I've only been at this a couple months, been on stage a couple dozen times, I wouldn't say I've really earned the right to feel particularly higher-status than any fellow open mic'ers.  But then, with each mic, one notices the time that will never be regained during the truly horrible sets, the painfully unfunny, the obviously ill-prepared, and so many genuinely hateful racists who fail to mask their feelings in anything comedic (or, those that are so inept at the craft that they give this impression through a misapplication of irony.  Or something.)

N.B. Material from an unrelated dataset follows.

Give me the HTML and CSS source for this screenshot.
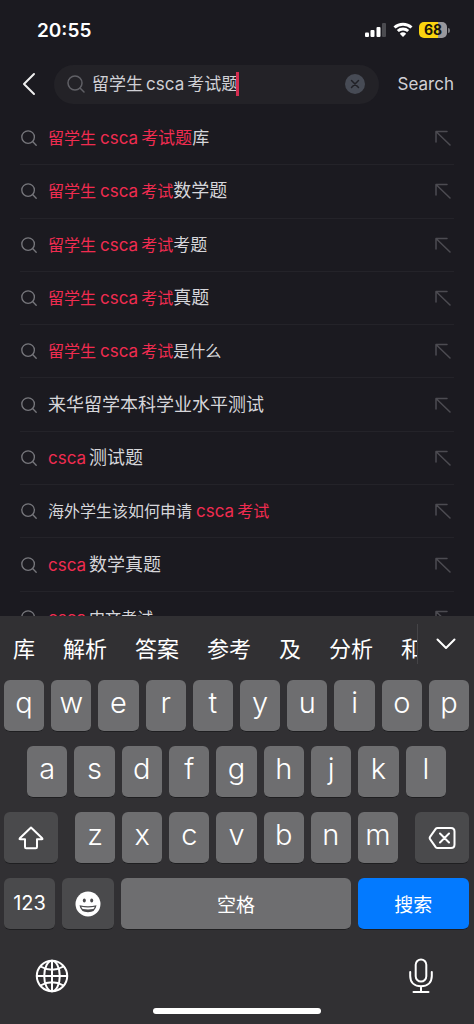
FILE: index.html
```html
<!DOCTYPE html>
<html lang="zh-CN">
<head>
<meta charset="utf-8">
<meta name="viewport" content="width=device-width, initial-scale=1">
<title>Search</title>
<link rel="stylesheet" href="styles.css">
</head>
<body>
<svg class="defs" aria-hidden="true">
  <symbol id="magnifier" viewBox="0 0 20 20"><circle cx="9" cy="9" r="7"/><path d="M14 14l4 4"/></symbol>
  <symbol id="fill" viewBox="0 0 16 16"><path d="M1 12V1.500H12M1.500 2L15 15"/></symbol>
</svg>
<div class="app">
  <header class="status">
    <time class="clock">20:55</time>
    <div class="indicators">
      <svg class="signal" viewBox="0 0 22 16" aria-hidden="true"><rect x="0" y="10.500" width="4" height="4.500" rx="1"/><rect x="5.500" y="8" width="4" height="7" rx="1"/><rect x="11.500" y="5" width="4" height="10" rx="1"/><rect class="off" x="17" y="1" width="4" height="14" rx="1"/></svg>
      <svg class="wifi" viewBox="0 0 20 16" aria-hidden="true"><path class="arc" d="M1.500 5.500a12.500 12.500 0 0 1 17 0M4.800 9a7.700 7.700 0 0 1 10.400 0"/><path d="M10 15l-3.200-3.300a4.700 4.700 0 0 1 6.400 0z"/></svg>
      <div class="battery"><span class="level">68</span><span class="cap"></span></div>
    </div>
  </header>

  <form class="searchbar" role="search">
    <button type="button" class="back" aria-label="返回"><svg viewBox="0 0 14 24"><path d="M12 2L2 12l10 10"/></svg></button>
    <div class="field">
      <svg class="lens"><use href="#magnifier"/></svg>
      <div class="entry">
        <input type="text" class="query" aria-label="搜索" value="留学生&#8201;csca&#8201;考试题">
        <span class="caret"></span>
      </div>
      <button type="button" class="clear" aria-label="清除"><svg viewBox="0 0 20 20"><circle cx="10" cy="10" r="10"/><path d="M6.500 6.500l7 7m0-7l-7 7"/></svg></button>
    </div>
    <button type="submit" class="submit">Search</button>
  </form>

  <main class="results">
    <ul class="list">
      <li class="row"><svg class="mag"><use href="#magnifier"/></svg><a href="#" class="text"><em><span class="s">留学生</span><b>csca</b><span class="m">考试题</span></em><span class="m">库</span></a><button type="button" class="fill" aria-label="填入"><svg><use href="#fill"/></svg></button></li>
      <li class="row"><svg class="mag"><use href="#magnifier"/></svg><a href="#" class="text"><em><span class="s">留学生</span><b>csca</b><span class="s">考试</span></em>数学题</a><button type="button" class="fill" aria-label="填入"><svg><use href="#fill"/></svg></button></li>
      <li class="row"><svg class="mag"><use href="#magnifier"/></svg><a href="#" class="text"><em><span class="s">留学生</span><b>csca</b><span class="s">考试</span></em><span class="m">考题</span></a><button type="button" class="fill" aria-label="填入"><svg><use href="#fill"/></svg></button></li>
      <li class="row"><svg class="mag"><use href="#magnifier"/></svg><a href="#" class="text"><em><span class="s">留学生</span><b>csca</b><span class="s">考试</span></em>真题</a><button type="button" class="fill" aria-label="填入"><svg><use href="#fill"/></svg></button></li>
      <li class="row"><svg class="mag"><use href="#magnifier"/></svg><a href="#" class="text"><em><span class="s">留学生</span><b>csca</b><span class="s">考试</span></em><span class="s">是什么</span></a><button type="button" class="fill" aria-label="填入"><svg><use href="#fill"/></svg></button></li>
      <li class="row"><svg class="mag"><use href="#magnifier"/></svg><a href="#" class="text">来华留学本科学业水平测试</a><button type="button" class="fill" aria-label="填入"><svg><use href="#fill"/></svg></button></li>
      <li class="row"><svg class="mag"><use href="#magnifier"/></svg><a href="#" class="text"><em><b class="lead">csca</b></em>测试题</a><button type="button" class="fill" aria-label="填入"><svg><use href="#fill"/></svg></button></li>
      <li class="row"><svg class="mag"><use href="#magnifier"/></svg><a href="#" class="text"><span class="s">海外学生该如何申请</span><em><b>csca</b><span class="s">考试</span></em></a><button type="button" class="fill" aria-label="填入"><svg><use href="#fill"/></svg></button></li>
      <li class="row"><svg class="mag"><use href="#magnifier"/></svg><a href="#" class="text"><em><b class="lead">csca</b></em>数学真题</a><button type="button" class="fill" aria-label="填入"><svg><use href="#fill"/></svg></button></li>
      <li class="row"><svg class="mag"><use href="#magnifier"/></svg><a href="#" class="text"><em><b class="lead">csca</b></em><span class="s">中文考试</span></a><button type="button" class="fill" aria-label="填入"><svg><use href="#fill"/></svg></button></li>
    </ul>
  </main>

  <section class="keyboard" aria-label="键盘">
    <div class="candidates">
      <div class="words"><button type="button">库</button><button type="button">解析</button><button type="button">答案</button><button type="button">参考</button><button type="button">及</button><button type="button">分析</button><button type="button">和</button></div>
      <button type="button" class="expand" aria-label="展开"><svg viewBox="0 0 20 12"><path d="M1.500 1.500L10 10l8.500-8.500"/></svg></button>
    </div>
    <div class="keys">
      <div class="keyrow"><button type="button" class="key">q</button><button type="button" class="key">w</button><button type="button" class="key">e</button><button type="button" class="key">r</button><button type="button" class="key">t</button><button type="button" class="key">y</button><button type="button" class="key">u</button><button type="button" class="key">i</button><button type="button" class="key">o</button><button type="button" class="key">p</button></div>
      <div class="keyrow inset"><button type="button" class="key">a</button><button type="button" class="key">s</button><button type="button" class="key">d</button><button type="button" class="key">f</button><button type="button" class="key">g</button><button type="button" class="key">h</button><button type="button" class="key">j</button><button type="button" class="key">k</button><button type="button" class="key">l</button></div>
      <div class="keyrow third">
        <button type="button" class="key dark side" aria-label="大写"><svg class="shift" viewBox="0 0 26 24"><path d="M13 1.500L1.800 12.300q-.7 .9 .4 .9H7v7.800q0 1.200 1.200 1.200h9.600q1.200 0 1.200-1.200v-7.800h4.800q1.100 0 .4-.9z"/></svg></button>
        <div class="keyrow letters"><button type="button" class="key">z</button><button type="button" class="key">x</button><button type="button" class="key">c</button><button type="button" class="key">v</button><button type="button" class="key">b</button><button type="button" class="key">n</button><button type="button" class="key">m</button></div>
        <button type="button" class="key dark side" aria-label="删除"><svg class="delete" viewBox="0 0 28 24"><path d="M9.500 2H23q3.500 0 3.500 3.500v13Q26.500 22 23 22H9.500q-1 0-1.800-.8L2.200 13.400q-1-1.400 0-2.800L7.700 2.800Q8.500 2 9.500 2zM12 7.500l9 9m0-9l-9 9"/></svg></button>
      </div>
      <div class="keyrow bottom">
        <button type="button" class="key dark num">123</button>
        <button type="button" class="key dark" aria-label="表情"><svg class="smile" viewBox="0 0 26 26"><circle class="face" cx="13" cy="13" r="12.500"/><ellipse cx="9.300" cy="9.500" rx="1.500" ry="2.100"/><ellipse cx="16.700" cy="9.500" rx="1.500" ry="2.100"/><path d="M4.500 14.200q8.500 2.300 17 0-1 7-8.500 7t-8.500-7z"/><path class="teeth" d="M6.300 15.800q6.700 1.500 13.400 0-.5 1.800-1.400 2.200-5.300.9-10.600 0-1-.6-1.400-2.200z"/></svg></button>
        <button type="button" class="key word">空格</button>
        <button type="button" class="key word blue">搜索</button>
      </div>
    </div>
    <div class="tools">
      <button type="button" class="tool" aria-label="切换键盘"><svg class="globe" viewBox="0 0 34 34"><circle cx="17" cy="17" r="15.200"/><ellipse cx="17" cy="17" rx="7.800" ry="15.200"/><path d="M17 1.800v30.400M1.800 17h30.400M5.500 7.500q11.500 6.500 23 0M5.500 26.500q11.500-6.500 23 0"/></svg></button>
      <button type="button" class="tool" aria-label="听写"><svg class="mic" viewBox="0 0 24 36"><rect x="6.700" y="1.500" width="10.600" height="22" rx="5.300"/><path d="M1.200 14v4c0 6.500 4.300 10.300 10.800 10.300s10.800-3.800 10.800-10.300v-4M12 28.300v5.700M4.500 34h15"/></svg></button>
    </div>
    <div class="home"></div>
  </section>
</div>
</body>
</html>
```
FILE: styles.css
```css
* { box-sizing: border-box; }
body {
  margin: 0;
  background: #1b1a20;
  color: #d6d6da;
  font-family: Inter, "Noto Sans CJK SC", sans-serif;
}
button { padding: 0; border: 0; background: none; color: inherit; font: inherit; }
svg { display: block; fill: none; stroke-linecap: round; stroke-linejoin: round; }
.defs { position: absolute; width: 0; height: 0; }
.app { display: flex; flex-direction: column; height: 100vh; overflow: hidden; }

.status {
  display: flex;
  flex: none;
  align-items: center;
  justify-content: space-between;
  height: 60px;
  padding: 0 24px 0 37px;
  color: #fff;
}
.clock { font-size: 19px; font-weight: 600; }
.indicators { display: flex; align-items: center; gap: 6px; }
.signal { width: 22px; height: 16px; fill: #fff; }
.signal .off { fill: #4b4b50; }
.wifi { width: 20px; height: 16px; fill: #fff; }
.wifi .arc { fill: none; stroke: #fff; stroke-width: 3; stroke-linecap: butt; }
.battery { display: flex; align-items: center; gap: 1px; }
.level {
  width: 28px;
  border-radius: 5px;
  background: linear-gradient(90deg, #fbd40f 68%, #98979c 68%);
  color: #17150a;
  font-size: 14px;
  font-weight: 700;
  line-height: 16px;
  text-align: center;
}
.cap { width: 2px; height: 5px; border-radius: 0 2px 2px 0; background: #77777b; }

.searchbar {
  display: flex;
  flex: none;
  align-items: center;
  height: 52px;
  padding: 0 20px 4px 22px;
}
.back { width: 14px; height: 24px; margin-right: 18px; }
.back svg { width: 14px; height: 24px; stroke: #eee; stroke-width: 2; }
.field {
  display: flex;
  flex: 1;
  align-items: center;
  min-width: 0;
  height: 39px;
  padding: 0 14px 0 12px;
  border-radius: 20px;
  background: #232227;
}
.lens { width: 20px; height: 20px; stroke: #606066; stroke-width: 1.5; }
.entry { position: relative; flex: 1; min-width: 0; margin-left: 6px; }
.query {
  display: block;
  width: 100%;
  padding: 0;
  border: 0;
  outline: 0;
  background: none;
  color: #d0d0d5;
  font: 17px/24px Inter, "Noto Sans CJK SC", sans-serif;
}
.caret { position: absolute; top: 0; left: 144px; width: 3px; height: 24px; background: #d52d50; }
.clear svg { width: 20px; height: 20px; fill: #474b55; stroke: #202026; stroke-width: 1.5; }
.clear circle { stroke: none; }
.submit { margin-left: 19px; color: #d0d0d5; font-size: 17px; }

.results { flex: 1; min-height: 0; overflow: hidden; }
.list {
  display: grid;
  grid-template-rows: repeat(10, 1fr);
  height: calc(100% + 29px);
  margin: 0;
  padding: 0 20px;
  list-style: none;
}
.row { display: flex; align-items: center; border-bottom: 1px solid #242329; }
.mag { flex: none; width: 18px; height: 18px; stroke: #77777c; stroke-width: 1.5; }
.text {
  flex: 1;
  margin-left: 10px;
  color: #d6d6da;
  font-size: 18px;
  line-height: 26px;
  text-decoration: none;
  white-space: nowrap;
}
.text em { color: #f02c50; font-style: normal; }
.text b { margin: 0 3px 0 4px; font-size: 17px; font-weight: 400; }
.text .lead { margin-left: 0; }
.s { font-size: 16px; }
.m { font-size: 17px; }
.fill svg { width: 16px; height: 16px; margin-right: 3px; stroke: #4c4b51; stroke-width: 1.5; }

.keyboard { flex: none; background: #313033; color: #fff; }
.candidates { display: flex; height: 64px; padding-top: 8px; }
.words {
  display: flex;
  flex: 1;
  gap: 28px;
  min-width: 0;
  height: 40px;
  padding: 9px 0 0 13px;
  overflow: hidden;
  border-right: 1px solid #454447;
  font-size: 22px;
  line-height: 32px;
}
.words button { flex: none; white-space: nowrap; }
.expand { width: 56px; height: 40px; }
.expand svg { width: 20px; height: 12px; margin: 0 auto; stroke: #fff; stroke-width: 2; }
.keys { display: flex; flex-direction: column; gap: 14px; padding: 0 5px 0 4px; }
.keyrow { display: flex; gap: 7px; }
.inset { padding: 0 23px; }
.third { gap: 17px; }
.letters { flex: 1; }
.key {
  display: flex;
  flex: 1;
  align-items: center;
  justify-content: center;
  min-width: 0;
  height: 52px;
  padding-bottom: 6px;
  border-bottom: 1px solid #1f1f21;
  border-radius: 6px;
  background: #6e6e70;
  font-size: 29px;
  font-weight: 300;
}
.dark { background: #4a4a4c; padding-bottom: 0; }
.side { flex: none; width: 54px; }
.bottom { display: grid; grid-template-columns: 51fr 52fr 229fr 111fr; }
.num { padding-bottom: 2px; font-size: 20px; font-weight: 400; }
.word { padding-bottom: 0; font-size: 19px; font-weight: 400; }
.blue { background: #037aff; }
.shift { width: 26px; height: 24px; stroke: #fff; stroke-width: 2; }
.delete { width: 28px; height: 24px; stroke: #fff; stroke-width: 2; }
.smile { width: 26px; height: 26px; fill: #4a4a4c; }
.smile .face, .smile .teeth { fill: #fff; }
.tools { display: flex; align-items: center; justify-content: space-between; height: 92px; padding: 0 41px 0 35px; }
.globe { width: 34px; height: 34px; stroke: #fff; stroke-width: 2; }
.mic { width: 24px; height: 36px; stroke: #fff; stroke-width: 2; }
.home { width: 168px; height: 6px; margin: -14px auto 10px; border-radius: 3px; background: #fff; }
```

A different, better way to give that context may be with something improvisers talk about from time to time, which says you go through 4 stages of competence.  (Briefly, from unskilled and unaware, to unskilled and aware, skilled while aware, and unconsciously able.) I think most open mic'ers are solid level 2s, flickering their way into the shallow end of 3.  (And for that matter, many or most professional comedians are strong, high-end level 3s.  Truly honestly effortless brilliance is rare and hard-won.)  They have taste but not skill, and if they're lucky they're discovering the tools and skills.  When those of us struggling to get good see the unskilled and unaware, who it would seem have never seen a comedy show, who can't distinguish between themselves and a successful comedian, who get angry at crowds they've just stunned into silence, we get angry at them for wasting our time and taking up limited, valuable slots on stage.  And yet, it's not legal to kill them.

~

I've been listening to a lot of comedy albums lately, to remind me what can be great about this.  I'm actually liking stand-up more and more, the deeper into it I get.